神山春花(アパレル勤務、育休中):仙台の神山と申します。2歳の長男がダウン症で合併症などもあり、まだ自分で歩行や食事ができません。

 長男の出産後、市役所に保育園について問い合わせたら、「特別支援枠の空きはないから、入るのは難しいと思った方がいいよ」と言われ、どうしたらいいのかと悩み、2人目を産んで育休期間を延ばす選択をしました。仙台市ではこれまで、保育園は軽度から中程度までの障害児しか受け入れがなかったんですけど、昨年、同じ境遇の親たちと団体をつくり、市に要望書を提出して交渉を重ね、来年度から重度の障害児も入園の対象となりました。先日、長男の入園も決まって、ほっとしているところです。

総勢10人のヘルパー

工藤さほ(新聞社勤務):障害の重いお子さんにも門が開いたっていうのは、ものすごく大きな前進ですね。

 私は都内在住で、高1と中2の娘がいます。上の子が重度の知的障害を伴う自閉症で、私立の特別支援学校に通っています。片道1時間半近くかかり、登下校の付き添いは、福祉サービスの移動支援を利用し、総勢10人のヘルパーさんにお願いしています。ただ、朝はラッシュ時間帯で、娘の特性では公共交通機関を利用することが厳しいんです。公共交通機関でないと移動支援が受けられないため、全額自費で送迎をお願いしています。

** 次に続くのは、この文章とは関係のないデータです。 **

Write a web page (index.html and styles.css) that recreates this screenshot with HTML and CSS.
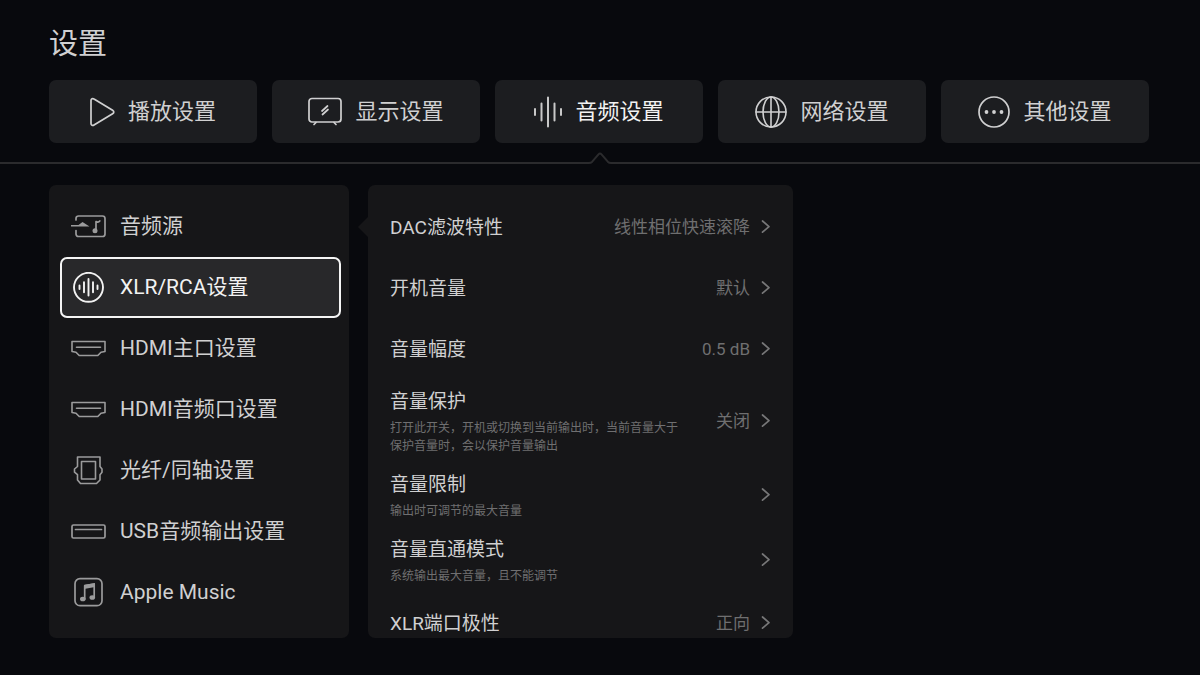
FILE: index.html
```html
<!DOCTYPE html>
<html lang="zh-CN">
<head>
    <meta charset="UTF-8">
    <meta name="viewport" content="width=device-width, initial-scale=1.0">
    <title>设置</title>
    <link rel="stylesheet" href="styles.css">
</head>
<body>

<h1 class="title">设置</h1>

<nav class="tabs">
    <button class="tab" type="button">
        <svg width="25" height="32" viewBox="0 0 25 32" stroke-width="1.7"><path d="M1 4.600v22.800c0 1.700 1.600 2.500 3 1.600l18.600-11.200c1.600-1 1.600-2.600 0-3.600L4 3c-1.400-.9-3-.1-3 1.600z"/></svg>
        <span>播放设置</span>
    </button>
    <button class="tab" type="button">
        <svg width="34" height="32" viewBox="0 0 34 32" stroke-width="1.7"><rect x="1" y="2.500" width="32" height="23.500" rx="3"/><path d="M8 26.500l-2 2M26 26.500l2 2M19.500 10l-5.500 5M20 13.500l-5.500 5"/></svg>
        <span>显示设置</span>
    </button>
    <button class="tab active" type="button">
        <svg width="28" height="32" viewBox="0 0 28 32" stroke-width="2"><path d="M1 13v6M7.500 7.500v17M14 1.500v29M20.500 7.500v17M27 13v6"/></svg>
        <span>音频设置</span>
    </button>
    <button class="tab" type="button">
        <svg width="32" height="32" viewBox="0 0 32 32" stroke-width="1.6"><circle cx="16" cy="16" r="15"/><ellipse cx="16" cy="16" rx="8" ry="15"/><path d="M16 1v30M1 16h30"/></svg>
        <span>网络设置</span>
    </button>
    <button class="tab" type="button">
        <svg width="32" height="32" viewBox="0 0 32 32" stroke-width="1.7"><circle cx="16" cy="16" r="15"/><g class="fill"><circle cx="8.500" cy="16" r="1.900"/><circle cx="16" cy="16" r="1.900"/><circle cx="23.500" cy="16" r="1.900"/></g></svg>
        <span>其他设置</span>
    </button>
</nav>

<div class="divider">
    <span class="line"></span>
    <svg width="24" height="13" viewBox="0 0 24 13" stroke-width="2"><path d="M0 12h1c1.500 0 2.300-.4 3.200-1.300l6.300-7.300c1-1.100 2-1.100 3 0l6.300 7.300c.9.900 1.700 1.300 3.200 1.300h1"/></svg>
    <span class="line"></span>
</div>

<main class="content">
    <nav class="sidebar">
        <button class="item" type="button">
            <svg width="35" height="31" viewBox="0 1 35 31" stroke-width="1.7"><path d="M5 10V8.500C5 7 6 6 7.500 6h24C33 6 34 7 34 8.500v15.500c0 1.500-1 2.500-2.500 2.500h-24C6 26.500 5 25.500 5 24v-3.500M25 21V11.500c1.500.8 2.800.7 3.800-.5"/><path class="fill" d="M0 15h7.500l4-3 7 4.500H0z"/><circle class="fill" cx="24" cy="20.700" r="2.500"/></svg>
            <span>音频源</span>
        </button>
        <button class="item selected" type="button">
            <svg width="35" height="31" viewBox="0 1 35 31" stroke-width="1.9"><circle cx="17.500" cy="16.300" r="14.500"/><path d="M8.500 14.500v3.600M13 11.300v10M17.500 8v16.600M22 11.300v10M26.500 14.500v3.600"/></svg>
            <span>XLR/RCA设置</span>
        </button>
        <button class="item" type="button">
            <svg width="35" height="31" viewBox="0 1 35 31" stroke-width="1.6"><path d="M1 9.500h33v10l-4 .7-3.200 3.300H8.200L5 20.200l-4-.7zM5.500 15.300h24"/></svg>
            <span>HDMI主口设置</span>
        </button>
        <button class="item" type="button">
            <svg width="35" height="31" viewBox="0 1 35 31" stroke-width="1.6"><path d="M1 9.500h33v10l-4 .7-3.200 3.300H8.200L5 20.200l-4-.7zM5.500 15.300h24"/></svg>
            <span>HDMI音频口设置</span>
        </button>
        <button class="item" type="button">
            <svg width="35" height="31" viewBox="0 1 35 31" stroke-width="1.600"><path d="M6.500 3h22.500v9.500l2 2.500v3.200l-2 2.500v5.300l-3.500 3.500H9.500L6.500 26v-5.300l-3-2.500V15l3-2.500zM10.500 7.500h14v17.500h-14z"/></svg>
            <span>光纤/同轴设置</span>
        </button>
        <button class="item" type="button">
            <svg width="35" height="31" viewBox="0 1 35 31" stroke-width="1.700"><rect x="1" y="10" width="33" height="13" rx="1.500"/><path d="M4.500 14.500h26"/></svg>
            <span>USB音频输出设置</span>
        </button>
        <button class="item" type="button">
            <svg width="35" height="31" viewBox="0 1 35 31" stroke-width="1.700"><rect x="4" y="2.700" width="27" height="27" rx="5"/><path d="M13.700 23V9.500l9.500-1.500v13"/><path class="fill" d="M13 9l11-2v4l-11 2z"/><ellipse class="fill" cx="11.800" cy="23" rx="2.800" ry="2.300"/><ellipse class="fill" cx="21.300" cy="21.500" rx="2.800" ry="2.300"/></svg>
            <span>Apple Music</span>
        </button>
    </nav>

    <section class="detail">
        <div class="rows">
            <button class="row" type="button">
                <span class="text"><span class="label">DAC滤波特性</span></span>
                <span class="value">线性相位快速滚降</span>
                <svg class="arrow" width="10" height="14" viewBox="0 0 10 14" stroke-width="1.7"><path d="M1.500 1l6.500 5.600-6.500 5.600"/></svg>
            </button>
            <button class="row" type="button">
                <span class="text"><span class="label">开机音量</span></span>
                <span class="value">默认</span>
                <svg class="arrow" width="10" height="14" viewBox="0 0 10 14" stroke-width="1.7"><path d="M1.500 1l6.500 5.600-6.500 5.600"/></svg>
            </button>
            <button class="row" type="button">
                <span class="text"><span class="label">音量幅度</span></span>
                <span class="value">0.5 dB</span>
                <svg class="arrow" width="10" height="14" viewBox="0 0 10 14" stroke-width="1.7"><path d="M1.500 1l6.500 5.600-6.500 5.600"/></svg>
            </button>
            <button class="row" type="button">
                <span class="text">
                    <span class="label">音量保护</span>
                    <span class="desc">打开此开关，开机或切换到当前输出时，当前音量大于保护音量时，会以保护音量输出</span>
                </span>
                <span class="value">关闭</span>
                <svg class="arrow" width="10" height="14" viewBox="0 0 10 14" stroke-width="1.7"><path d="M1.500 1l6.500 5.600-6.500 5.600"/></svg>
            </button>
            <button class="row" type="button">
                <span class="text">
                    <span class="label">音量限制</span>
                    <span class="desc">输出时可调节的最大音量</span>
                </span>
                <svg class="arrow" width="10" height="14" viewBox="0 0 10 14" stroke-width="1.7"><path d="M1.500 1l6.500 5.600-6.500 5.600"/></svg>
            </button>
            <button class="row" type="button">
                <span class="text">
                    <span class="label">音量直通模式</span>
                    <span class="desc">系统输出最大音量，且不能调节</span>
                </span>
                <svg class="arrow" width="10" height="14" viewBox="0 0 10 14" stroke-width="1.7"><path d="M1.500 1l6.500 5.600-6.500 5.600"/></svg>
            </button>
            <button class="row" type="button">
                <span class="text"><span class="label">XLR端口极性</span></span>
                <span class="value">正向</span>
                <svg class="arrow" width="10" height="14" viewBox="0 0 10 14" stroke-width="1.7"><path d="M1.500 1l6.500 5.600-6.500 5.600"/></svg>
            </button>
        </div>
    </section>
</main>

</body>
</html>
```
FILE: styles.css
```css
* {
    box-sizing: border-box;
}

body {
    font-family: Roboto, "Noto Sans CJK SC", sans-serif;
    background-color: #08090d;
    color: #d0d0d1;
    margin: 0;
    height: 100vh;
    display: flex;
    flex-direction: column;
    overflow: hidden;
}

button {
    font-family: inherit;
    color: inherit;
    background: none;
    border: none;
    padding: 0;
    text-align: left;
    cursor: pointer;
}

svg {
    flex: none;
    fill: none;
    stroke: currentColor;
    stroke-linecap: round;
    stroke-linejoin: round;
}

svg .fill {
    fill: currentColor;
    stroke: none;
}

.title {
    margin: 0;
    padding: 24px 49px 16px;
    font-size: 29px;
    font-weight: 400;
    line-height: 40px;
}

/* 顶部标签 */
.tabs {
    display: grid;
    grid-template-columns: repeat(5, 1fr);
    gap: 15px;
    padding: 0 51px 0 49px;
}

.tab {
    display: flex;
    align-items: center;
    justify-content: center;
    gap: 13px;
    height: 63px;
    background-color: #1c1d20;
    border-radius: 7px;
    font-size: 22px;
    line-height: 32px;
}

.tab.active {
    color: #f2f2f2;
}

.tab.active svg {
    color: #c8c8c8;
}

.divider {
    display: flex;
    align-items: flex-end;
    margin-top: 8px;
    color: #2b2b2d;
}

.line {
    flex: 1;
    height: 2px;
    background-color: #2b2b2d;
}

.content {
    flex: 1;
    min-height: 0;
    display: grid;
    grid-template-columns: 300fr 425fr 337fr;
    gap: 19px;
    padding: 21px 51px 37px 49px;
}

/* 左侧菜单 */
.sidebar {
    display: flex;
    flex-direction: column;
    padding: 11px 8px 11px 11px;
    background-color: #161618;
    border-radius: 7px;
}

.item {
    display: flex;
    align-items: center;
    gap: 14px;
    height: 61px;
    padding: 0 9px;
    border: 2px solid transparent;
    border-radius: 7px;
    font-size: 21px;
    line-height: 31px;
}

.item svg {
    color: #9b9b9c;
}

.item.selected {
    background-color: #28282a;
    border-color: #f5f5f5;
    color: #f2f2f2;
}

.item.selected svg {
    color: #f2f2f2;
}

/* 右侧选项 */
.detail {
    position: relative;
    min-height: 0;
}

.detail::before {
    content: "";
    position: absolute;
    top: 32px;
    left: -10px;
    border: 10px solid transparent;
    border-left: none;
    border-right-color: #161618;
}

.rows {
    height: 100%;
    padding: 11px 22px 0;
    background-color: #161618;
    border-radius: 7px;
    overflow: hidden;
}

.row {
    display: flex;
    align-items: center;
    gap: 11px;
    width: 100%;
    min-height: 61px;
    padding: 7px 0;
}

.text {
    flex: 1;
    padding-top: 2px;
}

.label,
.desc {
    display: block;
}

.label {
    font-size: 19px;
    line-height: 28px;
}

.desc {
    max-width: 294px;
    padding-top: 3px;
    color: #6f6f70;
    font-size: 12px;
    line-height: 18px;
}

.value {
    color: #6f6f70;
    font-size: 17px;
    line-height: 24px;
}

.arrow {
    color: #777778;
}
```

 今の悩みは、特別支援学校卒業後の居場所が限られる「18歳の壁」をどうするか。(常時介護を必要とする障害者が日中過ごす)生活介護事業所は午後3、4時には終わってしまい、親はとてもフルタイムでは働けません。健常のお子さんは18歳といえば手が離れますが、障害児の場合、より親の負担が増すのが悩みです。